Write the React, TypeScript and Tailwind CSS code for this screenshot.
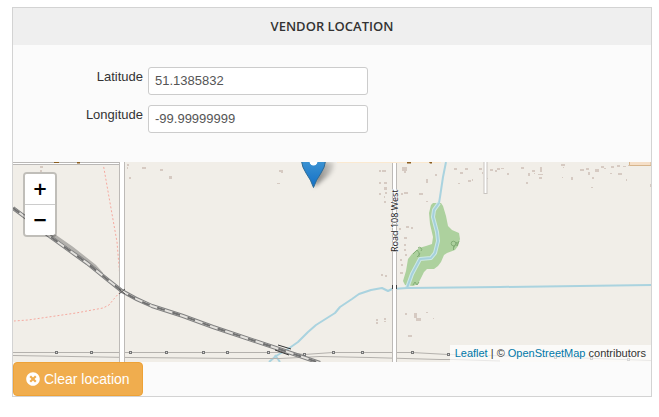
import { useState } from "react";
import { FaTimesCircle } from "react-icons/fa";

/* Small buildings: x, y, width, height */
const buildings: number[][] = [
  [40, 166, 3, 2], [40, 170, 2, 2], [127, 164, 2, 2], [127, 167, 1, 2], [142, 167, 4, 2], [160, 169, 3, 2], [129, 177, 2, 2], [169, 176, 3, 3],
  [279, 170, 4, 2], [281, 172, 2, 1], [277, 183, 3, 1], [379, 170, 2, 2], [382, 170, 4, 2], [379, 182, 2, 2], [384, 182, 3, 2], [384, 187, 3, 3], [379, 193, 2, 2], [385, 192, 2, 2], [384, 196, 1, 2], [384, 201, 2, 2],
  [402, 167, 5, 4], [404, 171, 2, 2], [435, 174, 2, 2], [426, 179, 2, 4], [404, 192, 4, 2], [401, 193, 2, 2], [419, 193, 4, 2], [426, 201, 2, 1],
  [399, 228, 2, 2], [406, 226, 3, 2], [411, 227, 2, 2], [404, 237, 3, 2], [404, 244, 2, 2], [404, 249, 2, 2], [405, 254, 2, 2], [400, 259, 2, 2], [401, 264, 2, 2], [400, 272, 3, 2], [381, 274, 2, 2], [385, 275, 2, 2],
  [376, 319, 2, 2], [376, 322, 2, 2], [384, 318, 2, 2], [384, 321, 2, 1], [405, 313, 2, 2], [414, 313, 3, 5], [416, 318, 5, 3], [426, 312, 2, 1], [433, 318, 1, 1], [408, 335, 4, 2],
  [454, 168, 3, 2], [460, 172, 3, 2], [465, 168, 3, 2], [479, 168, 3, 2], [482, 172, 1, 2], [458, 183, 2, 1], [468, 180, 3, 2], [472, 179, 1, 2], [487, 178, 1, 1],
  [490, 169, 3, 2], [495, 170, 2, 2], [497, 168, 3, 2], [501, 168, 3, 1], [507, 173, 2, 2], [521, 167, 3, 2], [528, 173, 2, 3], [526, 182, 2, 2], [532, 170, 3, 2], [534, 173, 1, 1], [538, 174, 5, 1], [540, 167, 2, 5], [539, 177, 3, 2],
  [561, 164, 4, 2], [563, 167, 1, 1], [562, 177, 1, 1], [571, 177, 2, 3], [580, 169, 4, 2], [586, 168, 3, 2], [588, 172, 2, 3], [592, 177, 2, 2], [595, 169, 4, 3], [601, 166, 3, 2], [604, 168, 2, 1], [611, 166, 3, 2], [617, 165, 3, 2], [623, 166, 3, 1], [628, 165, 2, 1], [618, 173, 4, 2], [610, 173, 2, 1], [626, 179, 1, 2], [591, 187, 2, 1], [650, 184, 1, 3],
];

/* Power line pylons: x, y */
const pylons: number[][] = [
  [56, 352], [91, 352], [130, 352], [166, 352], [203, 352], [227, 352], [268, 352], [304, 354],
  [333, 352], [362, 352], [412, 352], [448, 354], [555, 357], [591, 358], [628, 359],
];

const railway =
  "M13 208L25 217L48 235L66 248L87 263L108 280L122 291Q137 300 152 306L183 316L213 327L222 330L282 350L320 363";

function MapDrawing() {
  return (
    <svg
      className="block h-[200px] w-full bg-[#f1eee8]"
      viewBox="13 162 638 200"
      preserveAspectRatio="xMinYMin slice"
      role="img"
      aria-label="Map of the vendor location"
    >
      <defs>
        <linearGradient id="pin" x1="0" y1="0" x2="0" y2="1">
          <stop offset="0" stopColor="#3c93d2" />
          <stop offset="1" stopColor="#126fc6" />
        </linearGradient>
        <linearGradient id="shade" x1="0" y1="0" x2="1" y2="0">
          <stop offset="0" stopColor="#000" stopOpacity="0.5" />
          <stop offset="1" stopColor="#000" stopOpacity="0.1" />
        </linearGradient>
        <filter id="soft" x="-40%" y="-40%" width="180%" height="180%">
          <feGaussianBlur stdDeviation="2" />
        </filter>
      </defs>

      {buildings.map(([x, y, w, h]) => (
        <rect key={`${x}-${y}`} x={x} y={y} width={w} height={h} fill="#d6cac2" />
      ))}

      {/* wood */}
      <path
        d="M433 203H441L443 206L446 216L448 226L452 230L459 233L460 239L458 246L455 250L447 253L444 255L441 262L438 266L434 269H427L424 272L418 284L413 286L405 285L403 281L406 271L408 259L412 254L419 248L426 246L432 244L433 237L430 224L429 213L431 205Z"
        fill="#add19e"
      />
      <g fill="none" stroke="#83ad76" strokeWidth="1">
        <circle cx="453.500" cy="243.500" r="2.300" />
        <path d="M453.500 246V250M453.500 248L457 242V246L459 241M413 254L417 250L420 254L417 257M418 248a2 2 0 1 1 3 3M419 253V257M413 285L415 282L417 285L419 282" />
      </g>

      {/* streams */}
      <g fill="none" stroke="#aad3df" strokeWidth="2" strokeLinejoin="round">
        <path d="M446 162L443 177L440 197L439 203" />
        <path d="M439 203L434 210L433 217L437 232L438 241L435 253L431 258L420 259L412 274L407 288" stroke="#cde8e6" strokeWidth="4" />
        <path d="M439 203L434 210L433 217L437 232L438 241L435 253L431 258L420 259L412 274L407 288" stroke="#a5d0dc" />
        <path d="M269 362L276 356L288 349L298 342L308 332L316 325L335 313L340 307L352 299L359 294L371 290L382 288L388 291L392 289L407 288L500 287L651 285" />
        <path d="M275 355L280 362" />
      </g>

      {/* footpath */}
      <path
        d="M103 163L109 197L117 242L120 278M120 292L113 300L109 305L103 308L76 313L28 320L14 321"
        fill="none"
        stroke="#f6a99f"
        strokeWidth="1"
        strokeDasharray="2 2"
      />

      {/* power lines */}
      <g fill="none" stroke="#b4b1ad" strokeWidth="1">
        <path d="M13 352.500H290L304 354.500L333 352.500H412L448 354.500L555 357L651 360.500" />
        <path d="M13 355.500L130 357.500L240 358.500H280L320 356.500L370 357.500L440 359.500H453L500 361" />
      </g>

      {/* roads */}
      <path d="M13 163.500H121" stroke="#bab8b6" strokeWidth="3" />
      <path d="M13 163.500H121" stroke="#fff" strokeWidth="1" />
      <path d="M122 162V362" stroke="#bdbab7" strokeWidth="6" />
      <path d="M122 162V362" stroke="#fff" strokeWidth="4" />
      <path d="M394.500 162V362" stroke="#bdbab7" strokeWidth="5" />
      <path d="M394.500 162V362" stroke="#fff" strokeWidth="3" />
      <path d="M485.500 162V194" stroke="#c8c4c0" strokeWidth="4" />
      <path d="M485.500 162V193" stroke="#fff" strokeWidth="2" />
      <path d="M392.500 285V289M396.500 285V289" stroke="#444" strokeWidth="1" />
      <path d="M629.500 162V165.500H651V162" fill="#f5dfc8" stroke="#d7b58c" strokeWidth="1" />

      {/* railway */}
      <g fill="none">
        <path d="M52 234L72 248L95 266L102 274" stroke="#b3b1ad" strokeWidth="3" />
        <path d={railway} stroke="#808080" strokeWidth="4" />
        <path d={railway} stroke="#e4e2de" strokeWidth="2" />
        <path d={railway} stroke="#707070" strokeWidth="2" strokeDasharray="8 8" />
        <path d="M119 289L125 294M125 289L119 294" stroke="#555" strokeWidth="1" />
        <path d="M278 345L291 349M275 350L289 355" stroke="#333" strokeWidth="1" />
      </g>

      {pylons.map(([x, y]) => (
        <rect key={x} x={x - 0.5} y={y - 0.5} width="2" height="2" fill="#ddd" stroke="#777" strokeWidth="1" />
      ))}

      {/* street labels cut by the top edge */}
      <path d="M337 162.500H441" stroke="#fbe9d0" strokeWidth="1" />
      <path d="M54 162H59V163H54ZM77 162H80V163.500H77ZM407 162H411V163.500H407ZM429 162H432V163.500H430Z" fill="#8a5c1e" />

      <text
        transform="translate(398 252) rotate(-90)"
        className="font-['Noto_Sans',sans-serif] text-[9px]"
        fill="#222"
        stroke="#fff"
        strokeWidth="1"
        paintOrder="stroke"
      >
        Road 108 West
      </text>

      {/* marker */}
      <path d="M314 187L317 162H334Q335 170 328 176Z" fill="url(#shade)" filter="url(#soft)" />
      <path d="M301.500 161Q302 167 306 173Q311 180 313.500 187.500Q316 180 321 173Q325 167 325.500 161Z" fill="url(#pin)" stroke="#2e6c97" strokeWidth="1" />
      <ellipse cx="313.500" cy="161" rx="4" ry="4.500" fill="#fff" />
    </svg>
  );
}

const field =
  "h-7 w-[220px] rounded-[3px] border border-[#cccccc] bg-white px-1.5 pb-0.5 text-[13px] text-[#555555] outline-none";
const row = "flex items-start gap-[5px]";
const label = "w-[130px] text-right leading-5";
const zoomButton =
  "block h-[30px] w-[30px] bg-white text-center font-['DejaVu_Sans',sans-serif] text-lg leading-[30px] font-bold text-black";

export default function App() {
  const [latitude, setLatitude] = useState("51.1385832");
  const [longitude, setLongitude] = useState("-99.99999999");

  return (
    <main className="bg-white pt-[7px] pr-[7px] pb-5 pl-3 font-['Liberation_Sans',Arial,sans-serif] text-[13px] text-[#333333]">
      <section className="border border-[#d3d3d3] bg-[#fbfbfb]">
        <h2 className="bg-[#efefef] text-center font-['Open_Sans',sans-serif] text-[13px] leading-[37px] font-semibold">
          VENDOR LOCATION
        </h2>
        <div className="flex flex-col gap-2.5 pt-[22px] pb-[29px]">
          <div className={row}>
            <label className={label} htmlFor="latitude">Latitude</label>
            <input id="latitude" className={field} value={latitude} onChange={(e) => setLatitude(e.target.value)} />
          </div>
          <div className={row}>
            <label className={label} htmlFor="longitude">Longitude</label>
            <input id="longitude" className={field} value={longitude} onChange={(e) => setLongitude(e.target.value)} />
          </div>
        </div>

        <div className="relative overflow-hidden">
          <MapDrawing />
          <div className="absolute top-2.5 left-2.5 rounded border-2 border-black/20 bg-clip-padding">
            <button type="button" aria-label="Zoom in" className={`${zoomButton} box-content rounded-t-[2px] border-b border-[#cccccc]`}>+</button>
            <button type="button" aria-label="Zoom out" className={`${zoomButton} rounded-b-[2px]`}>−</button>
          </div>
          <div className="absolute right-0 bottom-0 bg-white/70 px-[5px] text-[11px] leading-[17px]">
            <a href="#leaflet" className="text-[#0078a8]">Leaflet</a> | © <a href="#osm" className="text-[#0078a8]">OpenStreetMap</a> contributors
          </div>
        </div>

        <button
          type="button"
          onClick={() => {
            setLatitude("");
            setLongitude("");
          }}
          className="flex h-[34px] items-center gap-1 rounded border border-[#eea236] bg-[#f0ad4e] px-3 text-sm text-white"
        >
          <FaTimesCircle className="size-3.5" />
          Clear location
        </button>
      </section>
    </main>
  );
}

· · · · ·

▶ [The problem]: Leave the pictures out and reproduce exactly the lines from the top of the listing above through the line with "208L25 217L48 235L66".

▶ [Solution to this task]:
Write the React, TypeScript and Tailwind CSS code for this screenshot.
import { useState } from "react";
import { FaTimesCircle } from "react-icons/fa";

/* Small buildings: x, y, width, height */
const buildings: number[][] = [
  [40, 166, 3, 2], [40, 170, 2, 2], [127, 164, 2, 2], [127, 167, 1, 2], [142, 167, 4, 2], [160, 169, 3, 2], [129, 177, 2, 2], [169, 176, 3, 3],
  [279, 170, 4, 2], [281, 172, 2, 1], [277, 183, 3, 1], [379, 170, 2, 2], [382, 170, 4, 2], [379, 182, 2, 2], [384, 182, 3, 2], [384, 187, 3, 3], [379, 193, 2, 2], [385, 192, 2, 2], [384, 196, 1, 2], [384, 201, 2, 2],
  [402, 167, 5, 4], [404, 171, 2, 2], [435, 174, 2, 2], [426, 179, 2, 4], [404, 192, 4, 2], [401, 193, 2, 2], [419, 193, 4, 2], [426, 201, 2, 1],
  [399, 228, 2, 2], [406, 226, 3, 2], [411, 227, 2, 2], [404, 237, 3, 2], [404, 244, 2, 2], [404, 249, 2, 2], [405, 254, 2, 2], [400, 259, 2, 2], [401, 264, 2, 2], [400, 272, 3, 2], [381, 274, 2, 2], [385, 275, 2, 2],
  [376, 319, 2, 2], [376, 322, 2, 2], [384, 318, 2, 2], [384, 321, 2, 1], [405, 313, 2, 2], [414, 313, 3, 5], [416, 318, 5, 3], [426, 312, 2, 1], [433, 318, 1, 1], [408, 335, 4, 2],
  [454, 168, 3, 2], [460, 172, 3, 2], [465, 168, 3, 2], [479, 168, 3, 2], [482, 172, 1, 2], [458, 183, 2, 1], [468, 180, 3, 2], [472, 179, 1, 2], [487, 178, 1, 1],
  [490, 169, 3, 2], [495, 170, 2, 2], [497, 168, 3, 2], [501, 168, 3, 1], [507, 173, 2, 2], [521, 167, 3, 2], [528, 173, 2, 3], [526, 182, 2, 2], [532, 170, 3, 2], [534, 173, 1, 1], [538, 174, 5, 1], [540, 167, 2, 5], [539, 177, 3, 2],
  [561, 164, 4, 2], [563, 167, 1, 1], [562, 177, 1, 1], [571, 177, 2, 3], [580, 169, 4, 2], [586, 168, 3, 2], [588, 172, 2, 3], [592, 177, 2, 2], [595, 169, 4, 3], [601, 166, 3, 2], [604, 168, 2, 1], [611, 166, 3, 2], [617, 165, 3, 2], [623, 166, 3, 1], [628, 165, 2, 1], [618, 173, 4, 2], [610, 173, 2, 1], [626, 179, 1, 2], [591, 187, 2, 1], [650, 184, 1, 3],
];

/* Power line pylons: x, y */
const pylons: number[][] = [
  [56, 352], [91, 352], [130, 352], [166, 352], [203, 352], [227, 352], [268, 352], [304, 354],
  [333, 352], [362, 352], [412, 352], [448, 354], [555, 357], [591, 358], [628, 359],
];

const railway =
  "M13 208L25 217L48 235L66 248L87 263L108 280L122 291Q137 300 152 306L183 316L213 327L222 330L282 350L320 363";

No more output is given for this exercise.